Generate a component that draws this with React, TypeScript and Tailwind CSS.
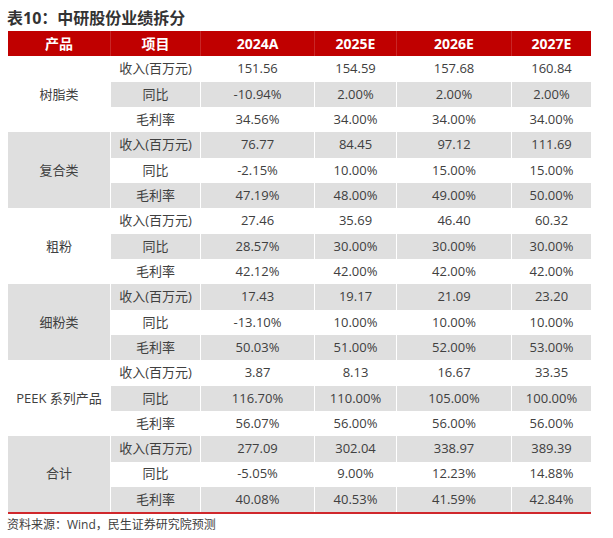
import React from 'react';

type Group = {
  name: string;
  rows: [string, string, string, string, string][];
};

const groups: Group[] = [
  {
    name: '树脂类',
    rows: [
      ['收入(百万元)', '151.56', '154.59', '157.68', '160.84'],
      ['同比', '-10.94%', '2.00%', '2.00%', '2.00%'],
      ['毛利率', '34.56%', '34.00%', '34.00%', '34.00%'],
    ],
  },
  {
    name: '复合类',
    rows: [
      ['收入(百万元)', '76.77', '84.45', '97.12', '111.69'],
      ['同比', '-2.15%', '10.00%', '15.00%', '15.00%'],
      ['毛利率', '47.19%', '48.00%', '49.00%', '50.00%'],
    ],
  },
  {
    name: '粗粉',
    rows: [
      ['收入(百万元)', '27.46', '35.69', '46.40', '60.32'],
      ['同比', '28.57%', '30.00%', '30.00%', '30.00%'],
      ['毛利率', '42.12%', '42.00%', '42.00%', '42.00%'],
    ],
  },
  {
    name: '细粉类',
    rows: [
      ['收入(百万元)', '17.43', '19.17', '21.09', '23.20'],
      ['同比', '-13.10%', '10.00%', '10.00%', '10.00%'],
      ['毛利率', '50.03%', '51.00%', '52.00%', '53.00%'],
    ],
  },
  {
    name: 'PEEK 系列产品',
    rows: [
      ['收入(百万元)', '3.87', '8.13', '16.67', '33.35'],
      ['同比', '116.70%', '110.00%', '105.00%', '100.00%'],
      ['毛利率', '56.07%', '56.00%', '56.00%', '56.00%'],
    ],
  },
  {
    name: '合计',
    rows: [
      ['收入(百万元)', '277.09', '302.04', '338.97', '389.39'],
      ['同比', '-5.05%', '9.00%', '12.23%', '14.88%'],
      ['毛利率', '40.08%', '40.53%', '41.59%', '42.84%'],
    ],
  },
];

const headers = ['产品', '项目', '2024A', '2025E', '2026E', '2027E'];

export default function App() {
  return (
    <div
      className="w-[613px] h-[538px] bg-white text-[#404040] pt-[7px]"
      style={{ fontFamily: '"Open Sans", "Noto Sans CJK SC", sans-serif' }}
    >
      <h1 className="px-[7px] text-[16px] leading-[22px] font-bold text-[#333333]">表10：中研股份业绩拆分</h1>
      <div className="mx-[8px] mt-[2px] w-[583px] grid grid-cols-[103px_90px_114px_82px_115px_79px] auto-rows-[25.33px] border-b-2 border-[#d0282c]">
        {headers.map((h, i) => (
          <div
            key={h}
            className={`h-[25px] bg-[#c00000] text-white font-bold text-[14px] flex items-center justify-center ${
              i < 5 ? 'border-r border-white/15' : ''
            }`}
          >
            {h}
          </div>
        ))}
        {groups.map((g, gi) => {
          const odd = gi % 2 === 1;
          return (
            <React.Fragment key={g.name}>
              <div
                className={`col-start-1 row-span-3 flex items-center justify-center text-[13px] border-r border-white ${
                  odd ? 'bg-[#dfdfdf]' : 'bg-white'
                }`}
              >
                {g.name}
              </div>
              {g.rows.map((r, ri) => {
                const gray = odd ? ri !== 1 : ri === 1;
                return r.map((c, ci) => (
                  <div
                    key={`${ri}-${ci}`}
                    className={`flex items-center justify-center text-[13px] ${ci < 4 ? 'border-r border-white' : ''} ${
                      gray ? 'bg-[#dfdfdf]' : 'bg-white'
                    }`}
                  >
                    {c}
                  </div>
                ));
              })}
            </React.Fragment>
          );
        })}
      </div>
      <p className="px-[7px] mt-[2px] text-[12px] leading-[18px] text-[#404040]">资料来源：Wind，民生证券研究院预测</p>
    </div>
  );
}
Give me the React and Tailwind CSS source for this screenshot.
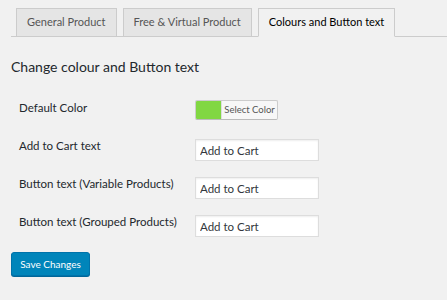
import React from "react";

const tabs = [
  { label: "General Product", active: false },
  { label: "Free & Virtual Product", active: false },
  { label: "Colours and Button text", active: true },
];

const TextRow = ({ label, value }) => (
  <div className="flex items-start h-[38px]">
    <div className="w-[176px] pt-[1px] whitespace-nowrap text-[11.5px] leading-[20px] text-[#23282d]">
      {label}
    </div>
    <input
      type="text"
      defaultValue={value}
      className="w-[124px] h-[22px] mt-[4px] px-[4px] bg-white border border-[#ddd] shadow-[inset_0_1px_2px_rgba(0,0,0,0.07)] text-[11.5px] text-[#32373c] outline-none"
    />
  </div>
);

const App = () => {
  return (
    <div
      className="w-[447px] h-[300px] bg-[#f1f1f1] overflow-hidden"
      style={{ fontFamily: 'Lato, "Open Sans", sans-serif' }}
    >
      <div className="pt-[8px] pl-[11px]">
        <div className="flex items-end gap-[6px] pl-[5px] border-b border-[#ccc]">
          {tabs.map((t) => (
            <div
              key={t.label}
              className={
                t.active
                  ? "h-[29px] -mb-px px-[10px] flex items-center whitespace-nowrap border border-[#ccc] border-b-[#f1f1f1] bg-[#f1f1f1] text-[11px] text-black"
                  : "h-[28px] px-[10px] flex items-center whitespace-nowrap border border-b-0 border-[#ccc] bg-[#e5e5e5] text-[11px] text-[#555]"
              }
            >
              {t.label}
            </div>
          ))}
        </div>

        <h2 className="mt-[20px] text-[14px] leading-[20px] text-[#23282d]">
          Change colour and Button text
        </h2>

        <div className="mt-[21px] pl-[8px]">
          <div className="flex items-start h-[37px]">
            <div className="w-[176px] whitespace-nowrap text-[11.5px] leading-[20px] text-[#23282d]">
              Default Color
            </div>
            <button className="flex mt-[2px] h-[20px] w-[83px] border border-[#ccc] border-b-[#bbb] rounded-[2px] bg-[#f7f7f7] overflow-hidden">
              <span className="w-[25px] h-full bg-[#81d742]" />
              <span className="flex-1 h-full border-l border-[#ddd] flex items-center justify-center whitespace-nowrap text-[9.5px] text-[#555]">
                Select Color
              </span>
            </button>
          </div>
          <TextRow label="Add to Cart text" value="Add to Cart" />
          <TextRow label="Button text (Variable Products)" value="Add to Cart" />
          <TextRow label="Button text (Grouped Products)" value="Add to Cart" />
        </div>

        <button className="mt-[3px] h-[24px] w-[79px] rounded-[3px] border border-[#0073aa] bg-[#0085ba] shadow-[0_1px_0_#006799] whitespace-nowrap text-[10px] text-white">
          Save Changes
        </button>
      </div>
    </div>
  );
};

export default App;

## [Your task]
Your copy should match the entries exactly, minus the pictures.

## [Result of the exercise]
Generate a component that draws this with React, TypeScript and Tailwind CSS.
import React from 'react';

type Group = {
  name: string;
  rows: [string, string, string, string, string][];
};

const groups: Group[] = [
  {
    name: '树脂类',
    rows: [
      ['收入(百万元)', '151.56', '154.59', '157.68', '160.84'],
      ['同比', '-10.94%', '2.00%', '2.00%', '2.00%'],
      ['毛利率', '34.56%', '34.00%', '34.00%', '34.00%'],
    ],
  },
  {
    name: '复合类',
    rows: [
      ['收入(百万元)', '76.77', '84.45', '97.12', '111.69'],
      ['同比', '-2.15%', '10.00%', '15.00%', '15.00%'],
      ['毛利率', '47.19%', '48.00%', '49.00%', '50.00%'],
    ],
  },
  {
    name: '粗粉',
    rows: [
      ['收入(百万元)', '27.46', '35.69', '46.40', '60.32'],
      ['同比', '28.57%', '30.00%', '30.00%', '30.00%'],
      ['毛利率', '42.12%', '42.00%', '42.00%', '42.00%'],
    ],
  },
  {
    name: '细粉类',
    rows: [
      ['收入(百万元)', '17.43', '19.17', '21.09', '23.20'],
      ['同比', '-13.10%', '10.00%', '10.00%', '10.00%'],
      ['毛利率', '50.03%', '51.00%', '52.00%', '53.00%'],
    ],
  },
  {
    name: 'PEEK 系列产品',
    rows: [
      ['收入(百万元)', '3.87', '8.13', '16.67', '33.35'],
      ['同比', '116.70%', '110.00%', '105.00%', '100.00%'],
      ['毛利率', '56.07%', '56.00%', '56.00%', '56.00%'],
    ],
  },
  {
    name: '合计',
    rows: [
      ['收入(百万元)', '277.09', '302.04', '338.97', '389.39'],
      ['同比', '-5.05%', '9.00%', '12.23%', '14.88%'],
      ['毛利率', '40.08%', '40.53%', '41.59%', '42.84%'],
    ],
  },
];

const headers = ['产品', '项目', '2024A', '2025E', '2026E', '2027E'];

export default function App() {
  return (
    <div
      className="w-[613px] h-[538px] bg-white text-[#404040] pt-[7px]"
      style={{ fontFamily: '"Open Sans", "Noto Sans CJK SC", sans-serif' }}
    >
      <h1 className="px-[7px] text-[16px] leading-[22px] font-bold text-[#333333]">表10：中研股份业绩拆分</h1>
      <div className="mx-[8px] mt-[2px] w-[583px] grid grid-cols-[103px_90px_114px_82px_115px_79px] auto-rows-[25.33px] border-b-2 border-[#d0282c]">
        {headers.map((h, i) => (
          <div
            key={h}
            className={`h-[25px] bg-[#c00000] text-white font-bold text-[14px] flex items-center justify-center ${
              i < 5 ? 'border-r border-white/15' : ''
            }`}
          >
            {h}
          </div>
        ))}
        {groups.map((g, gi) => {
          const odd = gi % 2 === 1;
          return (
            <React.Fragment key={g.name}>
              <div
                className={`col-start-1 row-span-3 flex items-center justify-center text-[13px] border-r border-white ${
                  odd ? 'bg-[#dfdfdf]' : 'bg-white'
                }`}
              >
                {g.name}
              </div>
              {g.rows.map((r, ri) => {
                const gray = odd ? ri !== 1 : ri === 1;
                return r.map((c, ci) => (
                  <div
                    key={`${ri}-${ci}`}
                    className={`flex items-center justify-center text-[13px] ${ci < 4 ? 'border-r border-white' : ''} ${
                      gray ? 'bg-[#dfdfdf]' : 'bg-white'
                    }`}
                  >
                    {c}
                  </div>
                ));
              })}
            </React.Fragment>
          );
        })}
      </div>
      <p className="px-[7px] mt-[2px] text-[12px] leading-[18px] text-[#404040]">资料来源：Wind，民生证券研究院预测</p>
    </div>
  );
}
Give me the React and Tailwind CSS source for this screenshot.
import React from "react";

const tabs = [
  { label: "General Product", active: false },
  { label: "Free & Virtual Product", active: false },
  { label: "Colours and Button text", active: true },
];

const TextRow = ({ label, value }) => (
  <div className="flex items-start h-[38px]">
    <div className="w-[176px] pt-[1px] whitespace-nowrap text-[11.5px] leading-[20px] text-[#23282d]">
      {label}
    </div>
    <input
      type="text"
      defaultValue={value}
      className="w-[124px] h-[22px] mt-[4px] px-[4px] bg-white border border-[#ddd] shadow-[inset_0_1px_2px_rgba(0,0,0,0.07)] text-[11.5px] text-[#32373c] outline-none"
    />
  </div>
);

const App = () => {
  return (
    <div
      className="w-[447px] h-[300px] bg-[#f1f1f1] overflow-hidden"
      style={{ fontFamily: 'Lato, "Open Sans", sans-serif' }}
    >
      <div className="pt-[8px] pl-[11px]">
        <div className="flex items-end gap-[6px] pl-[5px] border-b border-[#ccc]">
          {tabs.map((t) => (
            <div
              key={t.label}
              className={
                t.active
                  ? "h-[29px] -mb-px px-[10px] flex items-center whitespace-nowrap border border-[#ccc] border-b-[#f1f1f1] bg-[#f1f1f1] text-[11px] text-black"
                  : "h-[28px] px-[10px] flex items-center whitespace-nowrap border border-b-0 border-[#ccc] bg-[#e5e5e5] text-[11px] text-[#555]"
              }
            >
              {t.label}
            </div>
          ))}
        </div>

        <h2 className="mt-[20px] text-[14px] leading-[20px] text-[#23282d]">
          Change colour and Button text
        </h2>

        <div className="mt-[21px] pl-[8px]">
          <div className="flex items-start h-[37px]">
            <div className="w-[176px] whitespace-nowrap text-[11.5px] leading-[20px] text-[#23282d]">
              Default Color
            </div>
            <button className="flex mt-[2px] h-[20px] w-[83px] border border-[#ccc] border-b-[#bbb] rounded-[2px] bg-[#f7f7f7] overflow-hidden">
              <span className="w-[25px] h-full bg-[#81d742]" />
              <span className="flex-1 h-full border-l border-[#ddd] flex items-center justify-center whitespace-nowrap text-[9.5px] text-[#555]">
                Select Color
              </span>
            </button>
          </div>
          <TextRow label="Add to Cart text" value="Add to Cart" />
          <TextRow label="Button text (Variable Products)" value="Add to Cart" />
          <TextRow label="Button text (Grouped Products)" value="Add to Cart" />
        </div>

        <button className="mt-[3px] h-[24px] w-[79px] rounded-[3px] border border-[#0073aa] bg-[#0085ba] shadow-[0_1px_0_#006799] whitespace-nowrap text-[10px] text-white">
          Save Changes
        </button>
      </div>
    </div>
  );
};

export default App;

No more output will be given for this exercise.